Smaller organisations that had not made the move to use accounting systems earlier in the 1970s were faced with an enormous change into the world of computers that it is difficult to appreciate today. At the beginning of the 1970s few small companies had even a desktop calculator. They relied at most on two things: an adding machine (or cash register) and a “ready reckoner”. An adding machine could only add and subtract: it could not multiply or divide. Multiplication was achieved by adding together the same number multiple times. Division was impossible. Calculating percentages was impossible. If a plumber went into a wholesale and expected to be given a 2.5% discount – how did the wholesaler calculate the discount? The answer was the general use of a “ready reckoner” – a printed book that showed the results of thousands of mathematical calculations. The user searched the book for the amount in question, and then looked next to that amount to see what the percentage of that amount would be. It is relevant to consider that the government of Italy only introduced legislation to make the use of cash registers (adding machines with cash drawers) compulsory as late as 1983.

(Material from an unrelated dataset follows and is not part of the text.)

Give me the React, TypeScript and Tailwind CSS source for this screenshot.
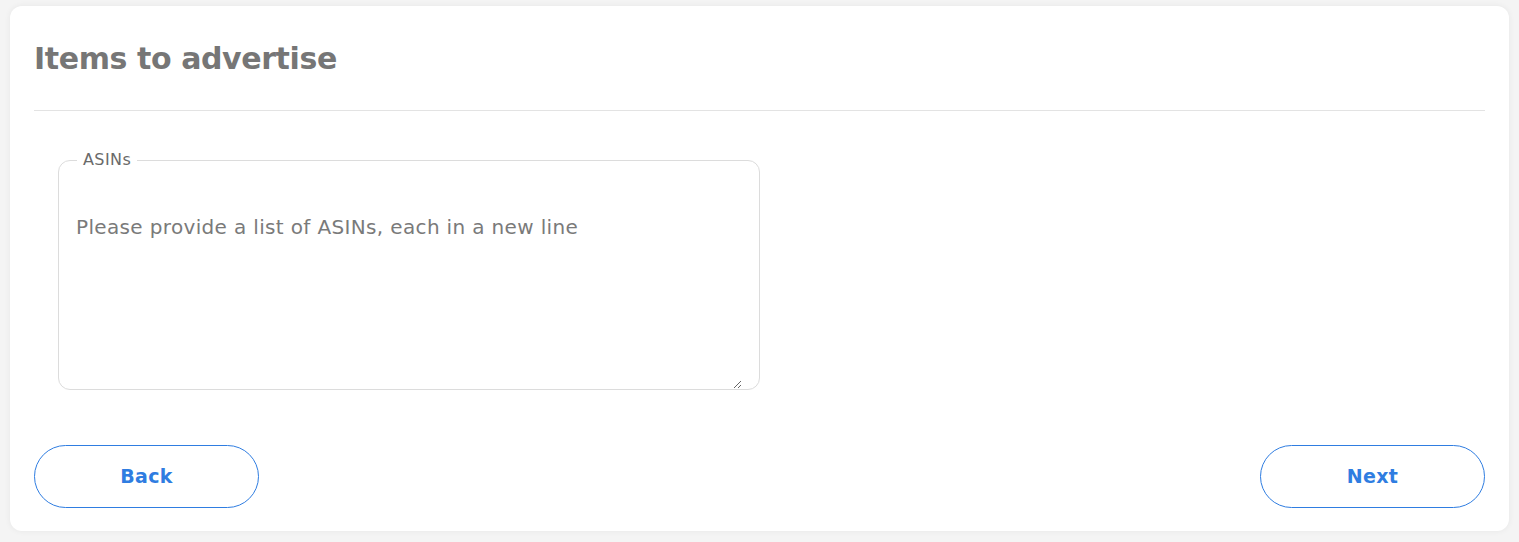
import React from "react";

export default function App() {
  return (
    <div
      className="min-h-screen bg-[#f4f4f4] px-[10px] pt-[6px] pb-[11px]"
      style={{ fontFamily: "'DejaVu Sans', sans-serif" }}
    >
      <div className="rounded-[12px] bg-white px-6 pb-[23px] shadow-[0_0_6px_rgba(0,0,0,0.06)]">
        <div className="flex h-[105px] items-center border-b border-[#e3e3e3]">
          <h1 className="text-[30px] font-bold tracking-[-0.4px] text-[#767676]">Items to advertise</h1>
        </div>
        <div className="px-6 pt-[49px]">
          <div className="relative flex h-[230px] w-[702px] rounded-[12px] border border-[#dcdcdc] bg-white px-[17px]">
            <span className="absolute left-[18px] top-[-12px] bg-white px-[6px] text-[16px] leading-[22px] tracking-[0.4px] text-[#6a6a6a]">
              ASINs
            </span>
            <textarea
              className="block h-full w-full resize-y border-0 bg-transparent p-0 pt-[52px] text-[20px] leading-[28px] tracking-[0.35px] text-[#555] outline-none placeholder:text-[#7a7a7a]"
              placeholder="Please provide a list of ASINs, each in a new line"
            />
          </div>
        </div>
        <div className="mt-[55px] flex items-center justify-between">
          <button className="flex h-[63px] w-[225px] items-center justify-center rounded-full border border-[#2f7de1] text-[19px] font-bold tracking-[0.3px] text-[#2f7de1]">
            Back
          </button>
          <button className="flex h-[63px] w-[225px] items-center justify-center rounded-full border border-[#2f7de1] text-[19px] font-bold tracking-[0.3px] text-[#2f7de1]">
            Next
          </button>
        </div>
      </div>
    </div>
  );
}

The beginning of today’s computer-based world

The Burroughs B90 arrived just as the world was about to be introduced to the Personal Computer. It was not designed as a general-purpose computer, like the PC, but to be a particularly efficient system for addressing business and accounting problems.

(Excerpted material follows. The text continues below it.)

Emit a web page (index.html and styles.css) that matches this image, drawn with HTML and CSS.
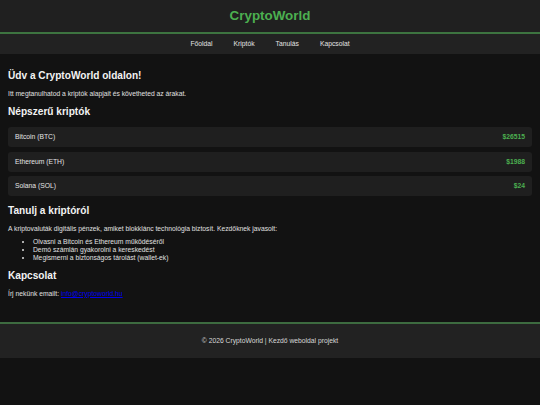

At the time, this was many people’s introduction to computers and their capabilities – not scientists and mathematicians, but mothers and father who worked in normal small businesses doing normal jobs around the world.

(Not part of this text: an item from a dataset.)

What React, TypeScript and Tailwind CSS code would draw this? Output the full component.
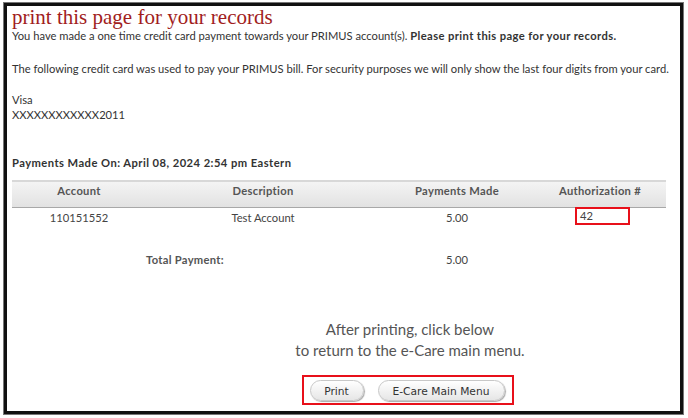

If you look at most major museums that address the field of computer technology, it is almost as though the “normal everyday world” of business computing did not exist. There is much coverage of pure computing, of the use of computers in the “Space Race” – but little or nothing about how computers changed the everyday world of workers and of business processes, of job opportunities and management’s understanding of their businesses. The Burroughs B90 in the museum in Padua is an example of the “picture that’s worth a thousand words”.